Men verbeelde zich, dat van de havens van Hindeloopen en Workum, op een half uur afstand in zee, niet ver van de middelgronden, sedert geruimen tijd zich onderscheidene ijsklompen gevormd hadden, waarvan sommige meer dan 7 Ned. ellen hoog, die zich van de kust af te zien, als een bergketen gevormd hadden en bij het heldere zonlicht dezer dagen, dus een prachtig en schitterend gezicht opleverden.

Niet vreemd dus, dat vele inwoners van Hindeloopen en Workum, door nieuwsgierigheid aangedreven op Zondag den 11en dezer maand, zich buiten hunne havens op zee begaven, om die ijsblokken van naderbij te beschouwen, dat zonder gevaar heeft kunnen plaatsvinden. Aan een klein gezelschap uit Hindeloopen bleek het, dat op een kwartier afstand van de haven, een geschikte ijsbaan te vinden was, om daarop een gewone wedstrijd op schaatsen te kunnen houden, waartoe dan ook dadelijk besloten werd, en men de volgende dag reeds, die noodige schikkingen maakte, alles tot dat einde in gereedheid te brengen.
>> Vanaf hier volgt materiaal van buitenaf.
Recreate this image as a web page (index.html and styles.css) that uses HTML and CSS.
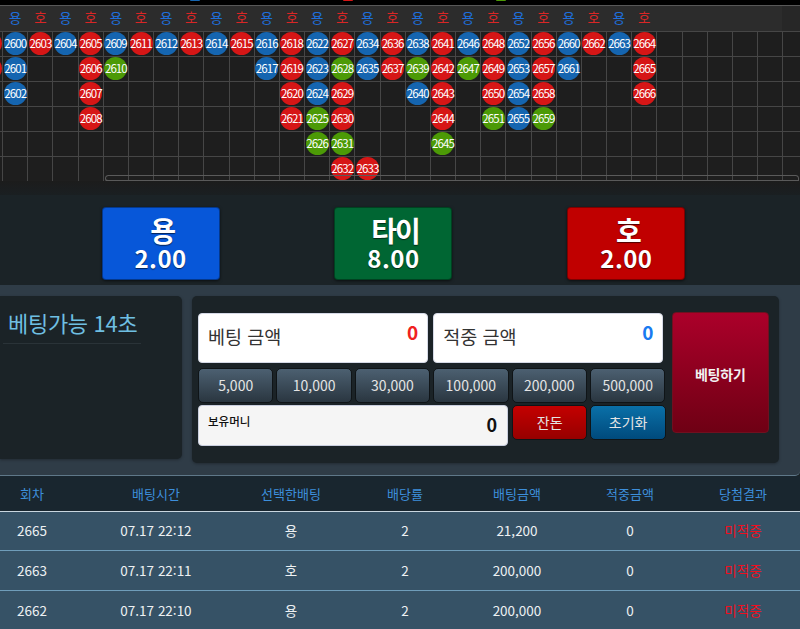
FILE: index.html
```html
<!DOCTYPE html>
<html lang="ko">
<head>
<meta charset="utf-8">
<title>베팅</title>
<link rel="stylesheet" href="styles.css">
</head>
<body>
<div class="topstrip"><i class="peek pb"></i><i class="peek pr"></i><i class="peek pg"></i></div>
<section class="board">
  <div class="heads">
    <span class="h y">용</span><span class="h o">호</span><span class="h y">용</span><span class="h o">호</span><span class="h y">용</span><span class="h o">호</span><span class="h y">용</span><span class="h o">호</span><span class="h y">용</span><span class="h o">호</span><span class="h y">용</span><span class="h o">호</span><span class="h y">용</span><span class="h o">호</span><span class="h y">용</span><span class="h o">호</span><span class="h y">용</span><span class="h o">호</span><span class="h y">용</span><span class="h o">호</span><span class="h y">용</span><span class="h o">호</span><span class="h y">용</span><span class="h o">호</span><span class="h y">용</span><span class="h o">호</span>
  </div>
  <div class="grid">
    <div class="col"><b class="r"></b><b class="r"></b></div>
    <div class="col"><b class="u">2600</b><b class="u">2601</b><b class="u">2602</b></div>
    <div class="col"><b class="r">2603</b></div>
    <div class="col"><b class="u">2604</b></div>
    <div class="col"><b class="r">2605</b><b class="r">2606</b><b class="r">2607</b><b class="r">2608</b></div>
    <div class="col"><b class="u">2609</b><b class="g">2610</b></div>
    <div class="col"><b class="r">2611</b></div>
    <div class="col"><b class="u">2612</b></div>
    <div class="col"><b class="r">2613</b></div>
    <div class="col"><b class="u">2614</b></div>
    <div class="col"><b class="r">2615</b></div>
    <div class="col"><b class="u">2616</b><b class="u">2617</b></div>
    <div class="col"><b class="r">2618</b><b class="r">2619</b><b class="r">2620</b><b class="r">2621</b></div>
    <div class="col"><b class="u">2622</b><b class="u">2623</b><b class="u">2624</b><b class="g">2625</b><b class="g">2626</b></div>
    <div class="col"><b class="r">2627</b><b class="g">2628</b><b class="r">2629</b><b class="r">2630</b><b class="g">2631</b><b class="r">2632</b></div>
    <div class="col"><b class="u">2634</b><b class="u">2635</b><b class="e"></b><b class="e"></b><b class="e"></b><b class="r">2633</b></div>
    <div class="col"><b class="r">2636</b><b class="r">2637</b></div>
    <div class="col"><b class="u">2638</b><b class="g">2639</b><b class="u">2640</b></div>
    <div class="col"><b class="r">2641</b><b class="r">2642</b><b class="r">2643</b><b class="r">2644</b><b class="g">2645</b></div>
    <div class="col"><b class="u">2646</b><b class="g">2647</b></div>
    <div class="col"><b class="r">2648</b><b class="r">2649</b><b class="r">2650</b><b class="g">2651</b></div>
    <div class="col"><b class="u">2652</b><b class="u">2653</b><b class="u">2654</b><b class="u">2655</b></div>
    <div class="col"><b class="r">2656</b><b class="r">2657</b><b class="r">2658</b><b class="g">2659</b></div>
    <div class="col"><b class="u">2660</b><b class="u">2661</b></div>
    <div class="col"><b class="r">2662</b></div>
    <div class="col"><b class="u">2663</b></div>
    <div class="col"><b class="r">2664</b><b class="r">2665</b><b class="r">2666</b></div>
  </div>
  <div class="thumb"></div>
</section>
<div class="gap"></div>
<section class="picks">
  <button class="pick blue"><span class="nm">용</span><span class="od">2.00</span></button>
  <button class="pick green"><span class="nm">타이</span><span class="od">8.00</span></button>
  <button class="pick red"><span class="nm">호</span><span class="od">2.00</span></button>
</section>
<section class="panel">
  <div class="timer"><div class="timer-t">베팅가능 14초</div></div>
  <div class="slip">
    <div class="slip-main">
      <div class="amounts">
        <div class="amt"><span class="lab">베팅 금액</span><span class="v vr">0</span></div>
        <div class="amt"><span class="lab">적중 금액</span><span class="v vb">0</span></div>
      </div>
      <div class="chips">
        <button class="chip">5,000</button><button class="chip">10,000</button><button class="chip">30,000</button><button class="chip">100,000</button><button class="chip">200,000</button><button class="chip">500,000</button>
      </div>
      <div class="bottom">
        <div class="money"><span class="m-l">보유머니</span><span class="m-v">0</span></div>
        <button class="chip act cr">잔돈</button>
        <button class="chip act cb">초기화</button>
      </div>
    </div>
    <button class="bet">베팅하기</button>
  </div>
</section>
<table class="hist">
  <colgroup><col class="w1"><col class="w2"><col class="w3"><col class="w4"><col class="w5"><col class="w6"><col class="w7"></colgroup>
  <thead><tr><th>회차</th><th>배팅시간</th><th>선택한배팅</th><th>배당률</th><th>배팅금액</th><th>적중금액</th><th>당첨결과</th></tr></thead>
  <tbody>
    <tr><td>2665</td><td>07.17 22:12</td><td>용</td><td>2</td><td>21,200</td><td>0</td><td class="miss">미적중</td></tr>
    <tr><td>2663</td><td>07.17 22:11</td><td>호</td><td>2</td><td>200,000</td><td>0</td><td class="miss">미적중</td></tr>
    <tr><td>2662</td><td>07.17 22:10</td><td>용</td><td>2</td><td>200,000</td><td>0</td><td class="miss">미적중</td></tr>
  </tbody>
</table>
</body>
</html>
```
FILE: styles.css
```css
* { box-sizing: border-box; }
html, body { margin: 0; padding: 0; }
body {
  width: 800px;
  height: 629px;
  overflow: hidden;
  background: #1b2327;
  font-family: "Noto Sans CJK KR", "Noto Sans", sans-serif;
  color: #fff;
}
button { font-family: inherit; padding: 0; cursor: pointer; }

.topstrip {
  height: 5px;
  background: #000;
  display: flex;
  gap: 143px;
  padding-left: 190px;
}
.peek { display: block; width: 10px; height: 1px; border-radius: 0 0 5px 5px; }
.pb { background: #1565b0; }
.pr { background: #d61616; }
.pg { background: #4c9a06; }

.board {
  position: relative;
  height: 176px;
  overflow: hidden;
  border-top: 1px solid #585858;
  background-color: #1e1e1e;
  background-image:
    repeating-linear-gradient(to right, #464646 0, #464646 1px, transparent 1px, transparent 25.17px),
    repeating-linear-gradient(to bottom, #464646 0, #464646 1px, transparent 1px, transparent 25.1px),
    linear-gradient(#272727, #272727);
  background-position: 2.4px 24.8px, 0 24.8px, 0 0;
  background-size: 100% 151px, 100% 151px, 100% 25px;
  background-repeat: no-repeat;
}
.heads {
  display: flex;
  height: 25px;
  width: 782px;
  padding-left: 2.67px;
  background: #2c2c2c;
}
.h {
  flex: 0 0 25.17px;
  text-align: center;
  font-size: 13.5px;
  line-height: 22px;
}
.h.y { color: #1f6fdc; }
.h.o { color: #d92626; }
.grid {
  display: flex;
  margin-left: -22.5px;
}
.col {
  flex: 0 0 25.17px;
  display: flex;
  flex-direction: column;
}
.col b {
  display: flex;
  align-items: center;
  justify-content: center;
  width: 23px;
  height: 23px;
  margin: 1px 1px 1.1px 1.1px;
  padding-bottom: 1px;
  border-radius: 50%;
  font-weight: 400;
  font-size: 11.5px;
  letter-spacing: -.9px;
  color: #fff;
  white-space: nowrap;
}
.col b.u { background: #1565b0; }
.col b.r { background: #d61616; }
.col b.g { background: #4c9a06; }
.col b.e { background: transparent; }
.thumb {
  position: absolute;
  left: 105px;
  right: 1px;
  top: 169px;
  height: 7px;
  border: 1px solid #5a5a5a;
  border-bottom-width: 2px;
  border-radius: 4px 4px 0 4px;
}

.gap {
  height: 14px;
  background: linear-gradient(#1c1c1c, #1a1f22);
}
.picks {
  height: 90px;
  padding: 12px 0 0 101.6px;
  display: flex;
  gap: 114.9px;
  background: #1b2327;
}
.pick {
  width: 118px;
  height: 73px;
  border: 1px solid rgba(0,0,0,.35);
  border-radius: 4px;
  color: #fff;
  display: flex;
  flex-direction: column;
  align-items: center;
  justify-content: center;
  text-shadow: 0 1px 1px rgba(0,0,0,.6);
  box-shadow: 0 1px 3px rgba(0,0,0,.6);
}
.pick.blue { background: #0757d9; }
.pick.green { background: #006633; }
.pick.red { background: #c00000; }
.nm { font-size: 28px; font-weight: 700; line-height: 31px; letter-spacing: -2px; padding-left: 3px; }
.od { font-size: 24px; font-weight: 700; line-height: 24px; letter-spacing: .5px; margin-bottom: 2px; }

.panel {
  height: 191px;
  background: #2f3c47;
  border-bottom: 1px solid #5f7889;
  border-bottom-right-radius: 5px;
  padding: 11px 21px 0 0;
  display: flex;
  gap: 10px;
}
.timer {
  width: 182px;
  height: 163px;
  background: #1b2327;
  border-radius: 0 5px 5px 0;
  padding: 11px 41px 0 3px;
  box-shadow: 0 1px 3px rgba(0,0,0,.3);
}
.timer-t {
  color: #6fbfe2;
  font-size: 22px;
  line-height: 30px;
  height: 37px;
  padding-left: 5px;
  border-bottom: 1px solid #2a3338;
  white-space: nowrap;
  letter-spacing: -.3px;
}
.slip {
  width: 587px;
  height: 167px;
  background: #1b2327;
  border-radius: 5px;
  padding: 17px 10px 0 6px;
  display: flex;
  gap: 7px;
  align-items: flex-start;
  box-shadow: 0 1px 3px rgba(0,0,0,.3);
}
.slip-main { width: 467px; }
.amounts { display: flex; gap: 5px; }
.amt {
  flex: 0 0 230.2px;
  height: 50px;
  background: #fff;
  border: 1px solid #d5d9e6;
  border-radius: 4px;
  display: flex;
  justify-content: space-between;
  padding: 0 9px;
  color: #333;
}
.lab { font-size: 18.5px; line-height: 44px; }
.v { font-size: 19px; font-weight: 700; line-height: 36px; }
.vr { color: #f02020; }
.vb { color: #1a7af0; }

.chips { display: flex; gap: 3px; margin-top: 5px; }
.chip {
  flex: 0 0 75.4px;
  height: 34.5px;
  border: 1px solid #0f1417;
  border-radius: 5px;
  background: linear-gradient(#4c6071, #2a3640);
  color: #e4e4e4;
  font-size: 14px;
  line-height: 1;
}
.bottom { display: flex; gap: 3px; margin-top: 2.5px; align-items: flex-start; }
.money {
  flex: 0 0 310px;
  height: 41px;
  margin-right: 1px;
  background: #f5f5f5;
  border: 1px solid #c9cede;
  border-radius: 4px;
  display: flex;
  justify-content: space-between;
  padding: 0 10px 0 9px;
  color: #111;
}
.m-l { font-size: 11.5px; font-weight: 500; line-height: 30px; }
.m-v { font-size: 18px; font-weight: 700; line-height: 37px; }
.cr { background: linear-gradient(#c40000, #960000); }
.cb { background: linear-gradient(#0a70a8, #004a7c); }
.bet {
  width: 96.5px;
  height: 121px;
  margin-top: -1px;
  border: 1px solid #70101f;
  border-radius: 4px;
  background: linear-gradient(#ab002a, #6f0014);
  color: #f2f2f2;
  font-size: 14px;
  font-weight: 700;
  letter-spacing: -.2px;
  padding-top: 2px;
}

.hist {
  width: 800px;
  table-layout: fixed;
  border-collapse: separate;
  border-spacing: 0;
}
.w1 { width: 64px; }
.w2 { width: 184px; }
.w3 { width: 86px; }
.w4 { width: 142px; }
.w5 { width: 82px; }
.w6 { width: 144px; }
.w7 { width: 98px; }
.hist th {
  height: 36px;
  background: #19262f;
  border-bottom: 1px solid #c9d6df;
  color: #3d8fdc;
  font-size: 13px;
  font-weight: 400;
  text-align: center;
  padding: 0 0 1px;
  white-space: nowrap;
}
.hist td {
  height: 40px;
  background: #365266;
  border-bottom: 1px solid #6f9dba;
  color: #eef1f3;
  font-size: 13.5px;
  text-align: center;
  padding: 0 0 1px;
  white-space: nowrap;
}
.hist tbody tr:first-child td { height: 39px; padding-bottom: 3px; }
.hist th:last-child, .hist td:last-child { padding-right: 16px; }
.hist td.miss { color: #f00f20; }
```
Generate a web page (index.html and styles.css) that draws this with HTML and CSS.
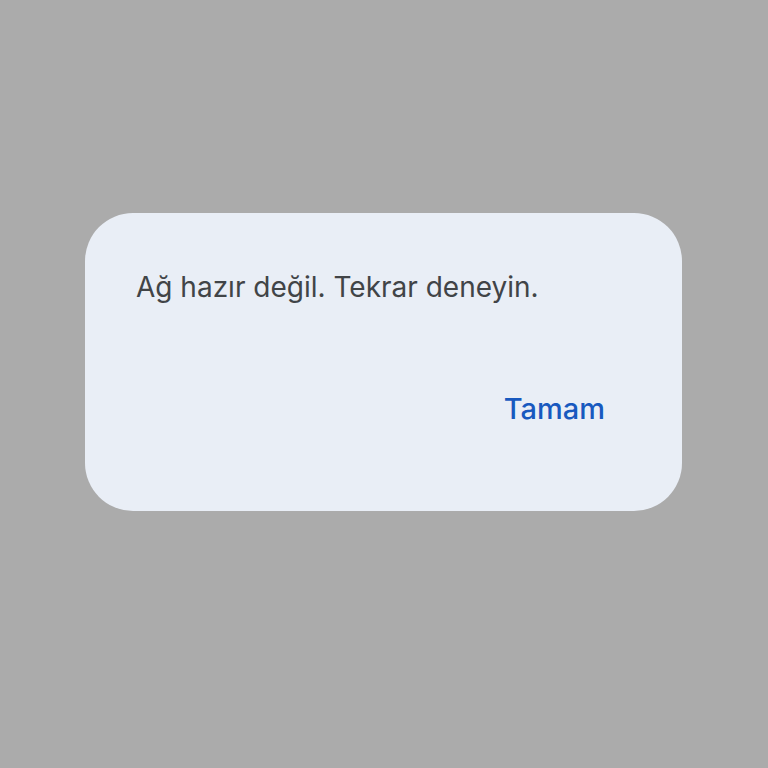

De baan voor den wedstrijd werd het eerst in orde gebragt, op den afstand in zee als boven is bepaald, en vandaar banen geveegd naar de havens van Hindeloopen en Workum, zoomede tot de opgegevene ijsbergen en nu ook brak den morgen van Dinsdag den 13 dezer niet aan, zijnde de dag voor het aangekondigde feest bestemd, of reeds vroeg wapperden van alle schepen, die in de haven van Hindeloopen lagen, de vlaggen, en werden vele tenten opgeslagen, vanaf de haven tot de hardrijdersbaan, jazelfs voorbij, tot aan de ijsbergen, welke laatsten evenals de tenten met vlaggen werden voorzien. Men verbeelde zich nu, welk een schouwspel dit alles opleverde, bij het begroote getal van meer dan 6000 menschen (het jubileumboek van de IJsclub Hindeloopen maakt zelfs gewag van circa 8000 belangstellenden), welke aan dat ijsvermaak, gevoegd bij het schoonste weder, twee dagen achtereen deelnamen. Geen ijsvermaak dat gedurende dezen winter plaats had, mag daarbij in uiterlijke vertooning een zeldzaamheid genoemd worden. Wonderlijk was het te zien, die lange stroom van menschen, vanaf de Workumer en Hindelooper Zeesluizen tot aan de ijsbergen, welke laatsten op den afstand van een half uur in zee, als het ware, naar forten geleken, prijkende met derzelver vlaggen, en tegelijk als bestormd schenen te worden, door het groote getal menschen, die daarbij opklommen, alles leverde een zoo vreemd als schoon gezicht op.

Intusschen had de voormelde wedloop plaats, en ook daarbij was een groote belangstelling, bestendig levendig, terwijl een menigte arresleden, om strijd heen en weder er bij omdraafde, daar andren van tijd tot tijd de tenten bezochten om ververschingen te gebruiken, of zich ter gedachtenis aan dit feest iets aan te schaffen, zoodat de inkoop gedurende deze beide dagen de aanmerkelijke som van meer dan f 3000 heeft bedragen.

In een woord, alles heeft medegewerkt, dit buitengewone feest op de Zuiderzee, voor degenen welke het bijgewoond hebben, onvergetelijk te maken, wegens de zeldzaamheid.

Het zou 17 jaar duren alvorens er weer wedstrijden op Zee bij Hindeloopen zouden worden gehouden. 75 deelnemers betwistten elkaar op 19 februari 1855. De hoofdprijs, een gouden horloge, ging naar  W. Dijkstra uit Buitenpost; de premie, een zilveren tabaksdoos, was voor Okke v.d. Wal uit Workum. Op 23 februari werd er een hardrijderij voor mannen en vrouwen georganiseerd. De ‘prijs’ ging naar A. v.d. Weij uit Hieslum en Albertje Postma van Workum; de premie werd gewonnen door Minze de Boer uit Hindeloopen en Sietsche Postma uit Workum.